» To be done: Extract each line of the material that follows exactly and omit its pictures.

» Source excerpt:
═══

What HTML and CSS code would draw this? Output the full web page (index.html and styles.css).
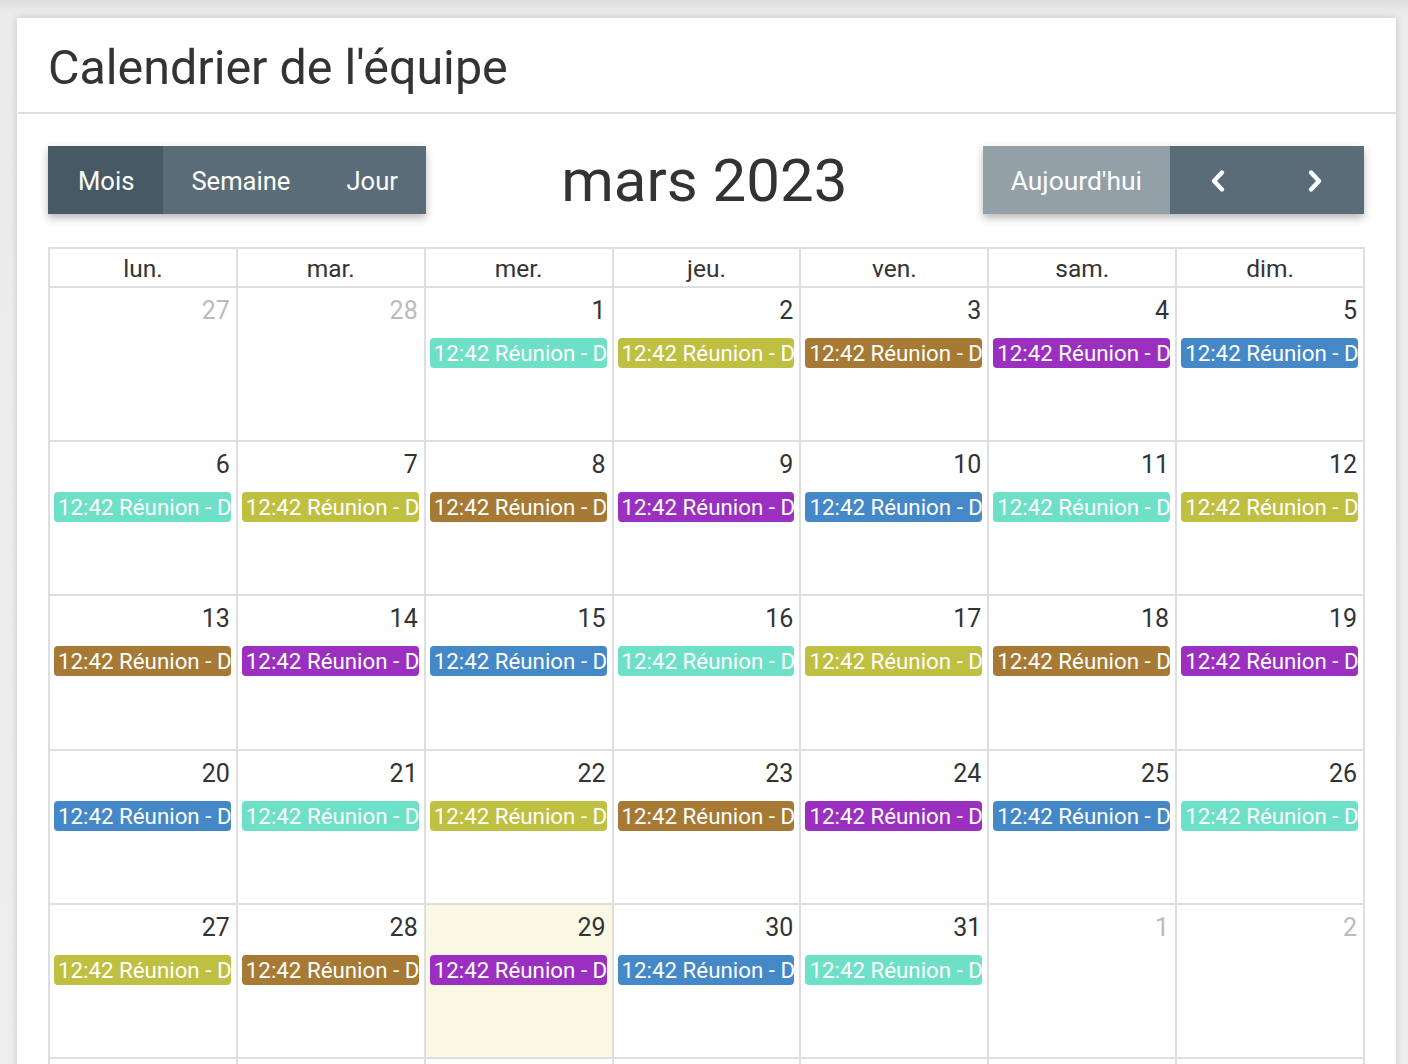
FILE: index.html
```html
<!DOCTYPE html>
<html lang="fr">
<head>
<meta charset="utf-8">
<title>Calendrier de l'équipe</title>
<link rel="stylesheet" href="styles.css">
</head>
<body>
<div class="card">
  <div class="card-header"><h1 class="card-title">Calendrier de l'équipe</h1></div>
  <div class="card-body">
    <div class="toolbar">
      <div class="btn-group">
        <button class="btn active">Mois</button>
        <button class="btn">Semaine</button>
        <button class="btn">Jour</button>
      </div>
      <h2 class="cal-title">mars 2023</h2>
      <div class="btn-group">
        <button class="btn btn-light">Aujourd'hui</button>
        <button class="btn btn-icon" aria-label="précédent"><svg width="18" height="24" viewBox="0 0 18 24"><path d="M13 3.5 L5 12 L13 20.5" fill="none" stroke="#fff" stroke-width="4.4" stroke-linecap="round" stroke-linejoin="round"/></svg></button>
        <button class="btn btn-icon" aria-label="suivant"><svg width="18" height="24" viewBox="0 0 18 24"><path d="M5 3.5 L13 12 L5 20.5" fill="none" stroke="#fff" stroke-width="4.4" stroke-linecap="round" stroke-linejoin="round"/></svg></button>
      </div>
    </div>

    <div class="month">
      <div class="dow">lun.</div><div class="dow">mar.</div><div class="dow">mer.</div><div class="dow">jeu.</div><div class="dow">ven.</div><div class="dow">sam.</div><div class="dow">dim.</div>

      <div class="day other"><div class="num">27</div></div>
      <div class="day other"><div class="num">28</div></div>
      <div class="day"><div class="num">1</div><div class="ev teal">12:42 Réunion - D</div></div>
      <div class="day"><div class="num">2</div><div class="ev olive">12:42 Réunion - D</div></div>
      <div class="day"><div class="num">3</div><div class="ev brown">12:42 Réunion - D</div></div>
      <div class="day"><div class="num">4</div><div class="ev purple">12:42 Réunion - D</div></div>
      <div class="day"><div class="num">5</div><div class="ev blue">12:42 Réunion - D</div></div>

      <div class="day"><div class="num">6</div><div class="ev teal">12:42 Réunion - D</div></div>
      <div class="day"><div class="num">7</div><div class="ev olive">12:42 Réunion - D</div></div>
      <div class="day"><div class="num">8</div><div class="ev brown">12:42 Réunion - D</div></div>
      <div class="day"><div class="num">9</div><div class="ev purple">12:42 Réunion - D</div></div>
      <div class="day"><div class="num">10</div><div class="ev blue">12:42 Réunion - D</div></div>
      <div class="day"><div class="num">11</div><div class="ev teal">12:42 Réunion - D</div></div>
      <div class="day"><div class="num">12</div><div class="ev olive">12:42 Réunion - D</div></div>

      <div class="day"><div class="num">13</div><div class="ev brown">12:42 Réunion - D</div></div>
      <div class="day"><div class="num">14</div><div class="ev purple">12:42 Réunion - D</div></div>
      <div class="day"><div class="num">15</div><div class="ev blue">12:42 Réunion - D</div></div>
      <div class="day"><div class="num">16</div><div class="ev teal">12:42 Réunion - D</div></div>
      <div class="day"><div class="num">17</div><div class="ev olive">12:42 Réunion - D</div></div>
      <div class="day"><div class="num">18</div><div class="ev brown">12:42 Réunion - D</div></div>
      <div class="day"><div class="num">19</div><div class="ev purple">12:42 Réunion - D</div></div>

      <div class="day"><div class="num">20</div><div class="ev blue">12:42 Réunion - D</div></div>
      <div class="day"><div class="num">21</div><div class="ev teal">12:42 Réunion - D</div></div>
      <div class="day"><div class="num">22</div><div class="ev olive">12:42 Réunion - D</div></div>
      <div class="day"><div class="num">23</div><div class="ev brown">12:42 Réunion - D</div></div>
      <div class="day"><div class="num">24</div><div class="ev purple">12:42 Réunion - D</div></div>
      <div class="day"><div class="num">25</div><div class="ev blue">12:42 Réunion - D</div></div>
      <div class="day"><div class="num">26</div><div class="ev teal">12:42 Réunion - D</div></div>

      <div class="day"><div class="num">27</div><div class="ev olive">12:42 Réunion - D</div></div>
      <div class="day"><div class="num">28</div><div class="ev brown">12:42 Réunion - D</div></div>
      <div class="day today"><div class="num">29</div><div class="ev purple">12:42 Réunion - D</div></div>
      <div class="day"><div class="num">30</div><div class="ev blue">12:42 Réunion - D</div></div>
      <div class="day"><div class="num">31</div><div class="ev teal">12:42 Réunion - D</div></div>
      <div class="day other"><div class="num">1</div></div>
      <div class="day other"><div class="num">2</div></div>

      <div class="day other"></div>
      <div class="day other"></div>
      <div class="day other"></div>
      <div class="day other"></div>
      <div class="day other"></div>
      <div class="day other"></div>
      <div class="day other"></div>
    </div>
  </div>
</div>
</body>
</html>
```

FILE: styles.css
```css
* { box-sizing: border-box; }

html, body { height: 100%; }

body {
  margin: 0;
  padding: 18px 12px 0 17px;
  background: linear-gradient(#dedede 0, #ececec 14px, #eeeeee 100%);
  font-family: Roboto, "Liberation Sans", sans-serif;
  color: #333;
  overflow: hidden;
}

.card {
  background: #fff;
  box-shadow: 0 0 8px rgba(0, 0, 0, 0.16);
}

.card-header {
  height: 96px;
  display: flex;
  align-items: center;
  padding: 4px 32px 0 30px;
  border-bottom: 2px solid #dedede;
  margin-left: 1px;
}

.card-title {
  margin: 0;
  font-size: 48.4px;
  font-weight: 400;
  color: #333;
}

.card-body {
  padding: 32px 32px 0 31px;
}

.toolbar {
  display: flex;
  align-items: center;
  justify-content: space-between;
  height: 68px;
  margin-bottom: 33px;
}

.btn-group {
  display: flex;
  height: 68px;
  box-shadow: 0 4px 8px rgba(0, 0, 0, 0.28);
}

.btn {
  border: 0;
  margin: 0;
  padding: 1px 28px 0;
  height: 68px;
  background: #5a6c78;
  color: #fff;
  font-family: Roboto, "Liberation Sans", sans-serif;
  font-size: 25.6px;
  font-weight: 400;
  display: flex;
  align-items: center;
  justify-content: center;
}

.btn.active {
  background: #485966;
  padding: 1px 29px 0 30px;
}

.btn-light {
  background: #93a0a7;
  font-size: 26.4px;
}

.btn-icon {
  width: 97px;
  padding: 2px 0 0;
}

.cal-title {
  margin: 0;
  font-size: 60px;
  font-weight: 400;
  color: #333;
}

.month {
  display: grid;
  grid-template-columns: repeat(7, 1fr);
  grid-template-rows: 39px repeat(6, 154.2px);
  width: 1317px;
  border-left: 2px solid #dedede;
  border-top: 2px solid #dedede;
}

.dow {
  border-right: 2px solid #dedede;
  border-bottom: 2px solid #dedede;
  text-align: center;
  font-size: 24.5px;
  line-height: 36px;
  padding-top: 2px;
  color: #333;
}

.day {
  border-right: 2px solid #dedede;
  border-bottom: 2px solid #dedede;
  min-width: 0;
  overflow: hidden;
}

.day.today {
  background: #faf7e4;
}

.num {
  text-align: right;
  padding: 9px 6px 0 0;
  font-size: 25px;
  line-height: 28px;
  color: #333;
}

.day.other .num {
  color: #bbbbbb;
}

.ev {
  margin: 13px 5px 0 4px;
  height: 30px;
  line-height: 30px;
  padding: 0 0 0 4px;
  border-radius: 4px;
  font-size: 22.3px;
  color: #fff;
  white-space: nowrap;
  overflow: hidden;
}

.teal { background: #6ee0c8; }
.olive { background: #bfc042; }
.brown { background: #a67a34; }
.purple { background: #9b30c0; }
.blue { background: #4488c8; }
```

═══

» Response:
What HTML and CSS code would draw this? Output the full web page (index.html and styles.css).
FILE: index.html
```html
<!DOCTYPE html>
<html lang="fr">
<head>
<meta charset="utf-8">
<title>Calendrier de l'équipe</title>
<link rel="stylesheet" href="styles.css">
</head>
<body>
<div class="card">
  <div class="card-header"><h1 class="card-title">Calendrier de l'équipe</h1></div>
  <div class="card-body">
    <div class="toolbar">
      <div class="btn-group">
        <button class="btn active">Mois</button>
        <button class="btn">Semaine</button>
        <button class="btn">Jour</button>
      </div>
      <h2 class="cal-title">mars 2023</h2>
      <div class="btn-group">
        <button class="btn btn-light">Aujourd'hui</button>
        <button class="btn btn-icon" aria-label="précédent"><svg width="18" height="24" viewBox="0 0 18 24"><path d="M13 3.5 L5 12 L13 20.5" fill="none" stroke="#fff" stroke-width="4.4" stroke-linecap="round" stroke-linejoin="round"/></svg></button>
        <button class="btn btn-icon" aria-label="suivant"><svg width="18" height="24" viewBox="0 0 18 24"><path d="M5 3.5 L13 12 L5 20.5" fill="none" stroke="#fff" stroke-width="4.4" stroke-linecap="round" stroke-linejoin="round"/></svg></button>
      </div>
    </div>

    <div class="month">
      <div class="dow">lun.</div><div class="dow">mar.</div><div class="dow">mer.</div><div class="dow">jeu.</div><div class="dow">ven.</div><div class="dow">sam.</div><div class="dow">dim.</div>

      <div class="day other"><div class="num">27</div></div>
      <div class="day other"><div class="num">28</div></div>
      <div class="day"><div class="num">1</div><div class="ev teal">12:42 Réunion - D</div></div>
      <div class="day"><div class="num">2</div><div class="ev olive">12:42 Réunion - D</div></div>
      <div class="day"><div class="num">3</div><div class="ev brown">12:42 Réunion - D</div></div>
      <div class="day"><div class="num">4</div><div class="ev purple">12:42 Réunion - D</div></div>
      <div class="day"><div class="num">5</div><div class="ev blue">12:42 Réunion - D</div></div>

      <div class="day"><div class="num">6</div><div class="ev teal">12:42 Réunion - D</div></div>
      <div class="day"><div class="num">7</div><div class="ev olive">12:42 Réunion - D</div></div>
      <div class="day"><div class="num">8</div><div class="ev brown">12:42 Réunion - D</div></div>
      <div class="day"><div class="num">9</div><div class="ev purple">12:42 Réunion - D</div></div>
      <div class="day"><div class="num">10</div><div class="ev blue">12:42 Réunion - D</div></div>
      <div class="day"><div class="num">11</div><div class="ev teal">12:42 Réunion - D</div></div>
      <div class="day"><div class="num">12</div><div class="ev olive">12:42 Réunion - D</div></div>

      <div class="day"><div class="num">13</div><div class="ev brown">12:42 Réunion - D</div></div>
      <div class="day"><div class="num">14</div><div class="ev purple">12:42 Réunion - D</div></div>
      <div class="day"><div class="num">15</div><div class="ev blue">12:42 Réunion - D</div></div>
      <div class="day"><div class="num">16</div><div class="ev teal">12:42 Réunion - D</div></div>
      <div class="day"><div class="num">17</div><div class="ev olive">12:42 Réunion - D</div></div>
      <div class="day"><div class="num">18</div><div class="ev brown">12:42 Réunion - D</div></div>
      <div class="day"><div class="num">19</div><div class="ev purple">12:42 Réunion - D</div></div>

      <div class="day"><div class="num">20</div><div class="ev blue">12:42 Réunion - D</div></div>
      <div class="day"><div class="num">21</div><div class="ev teal">12:42 Réunion - D</div></div>
      <div class="day"><div class="num">22</div><div class="ev olive">12:42 Réunion - D</div></div>
      <div class="day"><div class="num">23</div><div class="ev brown">12:42 Réunion - D</div></div>
      <div class="day"><div class="num">24</div><div class="ev purple">12:42 Réunion - D</div></div>
      <div class="day"><div class="num">25</div><div class="ev blue">12:42 Réunion - D</div></div>
      <div class="day"><div class="num">26</div><div class="ev teal">12:42 Réunion - D</div></div>

      <div class="day"><div class="num">27</div><div class="ev olive">12:42 Réunion - D</div></div>
      <div class="day"><div class="num">28</div><div class="ev brown">12:42 Réunion - D</div></div>
      <div class="day today"><div class="num">29</div><div class="ev purple">12:42 Réunion - D</div></div>
      <div class="day"><div class="num">30</div><div class="ev blue">12:42 Réunion - D</div></div>
      <div class="day"><div class="num">31</div><div class="ev teal">12:42 Réunion - D</div></div>
      <div class="day other"><div class="num">1</div></div>
      <div class="day other"><div class="num">2</div></div>

      <div class="day other"></div>
      <div class="day other"></div>
      <div class="day other"></div>
      <div class="day other"></div>
      <div class="day other"></div>
      <div class="day other"></div>
      <div class="day other"></div>
    </div>
  </div>
</div>
</body>
</html>
```

FILE: styles.css
```css
* { box-sizing: border-box; }

html, body { height: 100%; }

body {
  margin: 0;
  padding: 18px 12px 0 17px;
  background: linear-gradient(#dedede 0, #ececec 14px, #eeeeee 100%);
  font-family: Roboto, "Liberation Sans", sans-serif;
  color: #333;
  overflow: hidden;
}

.card {
  background: #fff;
  box-shadow: 0 0 8px rgba(0, 0, 0, 0.16);
}

.card-header {
  height: 96px;
  display: flex;
  align-items: center;
  padding: 4px 32px 0 30px;
  border-bottom: 2px solid #dedede;
  margin-left: 1px;
}

.card-title {
  margin: 0;
  font-size: 48.4px;
  font-weight: 400;
  color: #333;
}

.card-body {
  padding: 32px 32px 0 31px;
}

.toolbar {
  display: flex;
  align-items: center;
  justify-content: space-between;
  height: 68px;
  margin-bottom: 33px;
}

.btn-group {
  display: flex;
  height: 68px;
  box-shadow: 0 4px 8px rgba(0, 0, 0, 0.28);
}

.btn {
  border: 0;
  margin: 0;
  padding: 1px 28px 0;
  height: 68px;
  background: #5a6c78;
  color: #fff;
  font-family: Roboto, "Liberation Sans", sans-serif;
  font-size: 25.6px;
  font-weight: 400;
  display: flex;
  align-items: center;
  justify-content: center;
}

.btn.active {
  background: #485966;
  padding: 1px 29px 0 30px;
}

.btn-light {
  background: #93a0a7;
  font-size: 26.4px;
}

.btn-icon {
  width: 97px;
  padding: 2px 0 0;
}

.cal-title {
  margin: 0;
  font-size: 60px;
  font-weight: 400;
  color: #333;
}

.month {
  display: grid;
  grid-template-columns: repeat(7, 1fr);
  grid-template-rows: 39px repeat(6, 154.2px);
  width: 1317px;
  border-left: 2px solid #dedede;
  border-top: 2px solid #dedede;
}

.dow {
  border-right: 2px solid #dedede;
  border-bottom: 2px solid #dedede;
  text-align: center;
  font-size: 24.5px;
  line-height: 36px;
  padding-top: 2px;
  color: #333;
}

.day {
  border-right: 2px solid #dedede;
  border-bottom: 2px solid #dedede;
  min-width: 0;
  overflow: hidden;
}

.day.today {
  background: #faf7e4;
}

.num {
  text-align: right;
  padding: 9px 6px 0 0;
  font-size: 25px;
  line-height: 28px;
  color: #333;
}

.day.other .num {
  color: #bbbbbb;
}

.ev {
  margin: 13px 5px 0 4px;
  height: 30px;
  line-height: 30px;
  padding: 0 0 0 4px;
  border-radius: 4px;
  font-size: 22.3px;
  color: #fff;
  white-space: nowrap;
  overflow: hidden;
}

.teal { background: #6ee0c8; }
.olive { background: #bfc042; }
.brown { background: #a67a34; }
.purple { background: #9b30c0; }
.blue { background: #4488c8; }
```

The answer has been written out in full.